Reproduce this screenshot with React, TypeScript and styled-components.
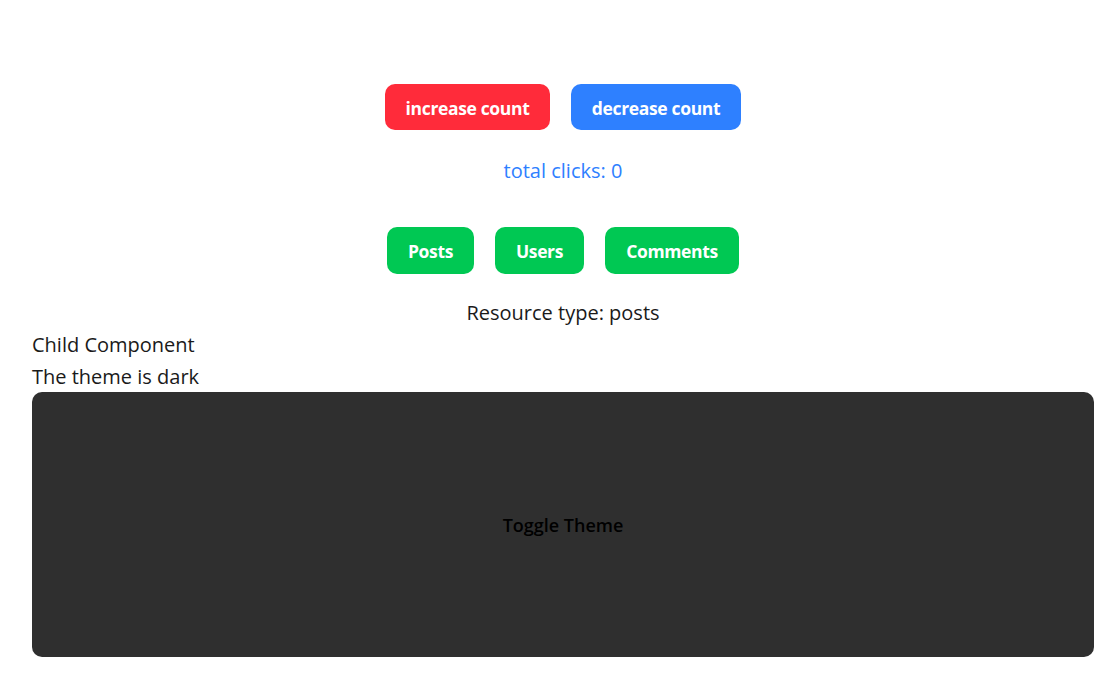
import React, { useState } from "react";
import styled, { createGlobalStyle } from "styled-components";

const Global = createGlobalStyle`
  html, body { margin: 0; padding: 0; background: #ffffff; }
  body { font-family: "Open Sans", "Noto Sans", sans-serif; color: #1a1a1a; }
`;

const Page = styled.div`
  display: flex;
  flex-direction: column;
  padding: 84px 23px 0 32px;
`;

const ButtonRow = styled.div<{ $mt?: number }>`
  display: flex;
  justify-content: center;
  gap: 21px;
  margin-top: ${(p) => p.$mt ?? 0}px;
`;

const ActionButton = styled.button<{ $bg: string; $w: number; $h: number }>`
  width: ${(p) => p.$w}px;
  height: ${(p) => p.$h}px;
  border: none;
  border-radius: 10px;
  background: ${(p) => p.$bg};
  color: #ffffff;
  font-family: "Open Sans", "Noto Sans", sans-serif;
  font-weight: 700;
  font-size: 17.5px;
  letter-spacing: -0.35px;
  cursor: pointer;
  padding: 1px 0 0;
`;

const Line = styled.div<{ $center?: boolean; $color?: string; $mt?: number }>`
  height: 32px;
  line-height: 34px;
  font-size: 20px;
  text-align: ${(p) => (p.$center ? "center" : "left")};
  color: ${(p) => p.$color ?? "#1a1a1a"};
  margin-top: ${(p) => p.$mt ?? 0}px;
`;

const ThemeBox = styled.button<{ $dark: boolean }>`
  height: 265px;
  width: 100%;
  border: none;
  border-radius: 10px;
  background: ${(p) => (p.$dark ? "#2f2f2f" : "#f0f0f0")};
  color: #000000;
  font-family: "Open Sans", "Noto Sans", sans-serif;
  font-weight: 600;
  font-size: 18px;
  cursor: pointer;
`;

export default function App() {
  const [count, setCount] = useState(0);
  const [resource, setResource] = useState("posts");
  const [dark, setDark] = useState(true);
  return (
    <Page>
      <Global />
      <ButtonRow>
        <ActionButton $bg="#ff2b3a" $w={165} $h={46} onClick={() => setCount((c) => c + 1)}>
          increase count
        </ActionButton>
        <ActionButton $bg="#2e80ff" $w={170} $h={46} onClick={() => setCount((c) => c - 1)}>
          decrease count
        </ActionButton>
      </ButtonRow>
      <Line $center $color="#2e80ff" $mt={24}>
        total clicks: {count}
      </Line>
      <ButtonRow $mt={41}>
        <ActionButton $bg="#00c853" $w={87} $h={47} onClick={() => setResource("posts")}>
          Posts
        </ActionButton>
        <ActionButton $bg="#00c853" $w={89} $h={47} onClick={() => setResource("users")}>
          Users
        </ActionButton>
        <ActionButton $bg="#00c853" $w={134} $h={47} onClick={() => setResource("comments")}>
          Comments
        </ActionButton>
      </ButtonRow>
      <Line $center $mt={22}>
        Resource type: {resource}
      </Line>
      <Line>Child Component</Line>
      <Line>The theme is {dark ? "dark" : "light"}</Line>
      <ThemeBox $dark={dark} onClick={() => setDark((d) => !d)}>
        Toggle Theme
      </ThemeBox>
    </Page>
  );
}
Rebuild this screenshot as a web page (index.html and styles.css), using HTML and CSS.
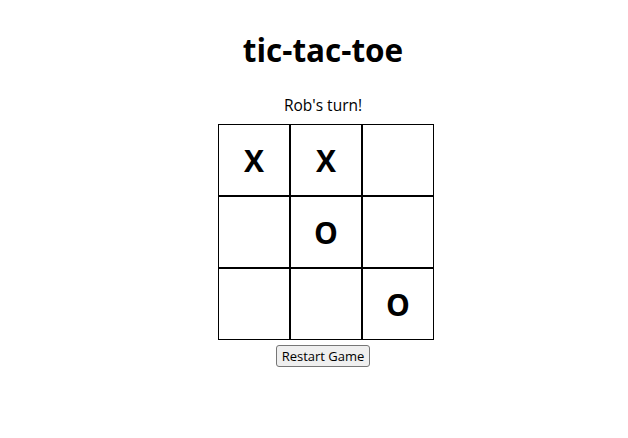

========

Repeat the records word for word. Any picture in them should be left out.

= FULL ANSWER =
Reproduce this screenshot with React, TypeScript and styled-components.
import React, { useState } from "react";
import styled, { createGlobalStyle } from "styled-components";

const Global = createGlobalStyle`
  html, body { margin: 0; padding: 0; background: #ffffff; }
  body { font-family: "Open Sans", "Noto Sans", sans-serif; color: #1a1a1a; }
`;

const Page = styled.div`
  display: flex;
  flex-direction: column;
  padding: 84px 23px 0 32px;
`;

const ButtonRow = styled.div<{ $mt?: number }>`
  display: flex;
  justify-content: center;
  gap: 21px;
  margin-top: ${(p) => p.$mt ?? 0}px;
`;

const ActionButton = styled.button<{ $bg: string; $w: number; $h: number }>`
  width: ${(p) => p.$w}px;
  height: ${(p) => p.$h}px;
  border: none;
  border-radius: 10px;
  background: ${(p) => p.$bg};
  color: #ffffff;
  font-family: "Open Sans", "Noto Sans", sans-serif;
  font-weight: 700;
  font-size: 17.5px;
  letter-spacing: -0.35px;
  cursor: pointer;
  padding: 1px 0 0;
`;

const Line = styled.div<{ $center?: boolean; $color?: string; $mt?: number }>`
  height: 32px;
  line-height: 34px;
  font-size: 20px;
  text-align: ${(p) => (p.$center ? "center" : "left")};
  color: ${(p) => p.$color ?? "#1a1a1a"};
  margin-top: ${(p) => p.$mt ?? 0}px;
`;

const ThemeBox = styled.button<{ $dark: boolean }>`
  height: 265px;
  width: 100%;
  border: none;
  border-radius: 10px;
  background: ${(p) => (p.$dark ? "#2f2f2f" : "#f0f0f0")};
  color: #000000;
  font-family: "Open Sans", "Noto Sans", sans-serif;
  font-weight: 600;
  font-size: 18px;
  cursor: pointer;
`;

export default function App() {
  const [count, setCount] = useState(0);
  const [resource, setResource] = useState("posts");
  const [dark, setDark] = useState(true);
  return (
    <Page>
      <Global />
      <ButtonRow>
        <ActionButton $bg="#ff2b3a" $w={165} $h={46} onClick={() => setCount((c) => c + 1)}>
          increase count
        </ActionButton>
        <ActionButton $bg="#2e80ff" $w={170} $h={46} onClick={() => setCount((c) => c - 1)}>
          decrease count
        </ActionButton>
      </ButtonRow>
      <Line $center $color="#2e80ff" $mt={24}>
        total clicks: {count}
      </Line>
      <ButtonRow $mt={41}>
        <ActionButton $bg="#00c853" $w={87} $h={47} onClick={() => setResource("posts")}>
          Posts
        </ActionButton>
        <ActionButton $bg="#00c853" $w={89} $h={47} onClick={() => setResource("users")}>
          Users
        </ActionButton>
        <ActionButton $bg="#00c853" $w={134} $h={47} onClick={() => setResource("comments")}>
          Comments
        </ActionButton>
      </ButtonRow>
      <Line $center $mt={22}>
        Resource type: {resource}
      </Line>
      <Line>Child Component</Line>
      <Line>The theme is {dark ? "dark" : "light"}</Line>
      <ThemeBox $dark={dark} onClick={() => setDark((d) => !d)}>
        Toggle Theme
      </ThemeBox>
    </Page>
  );
}
Rebuild this screenshot as a web page (index.html and styles.css), using HTML and CSS.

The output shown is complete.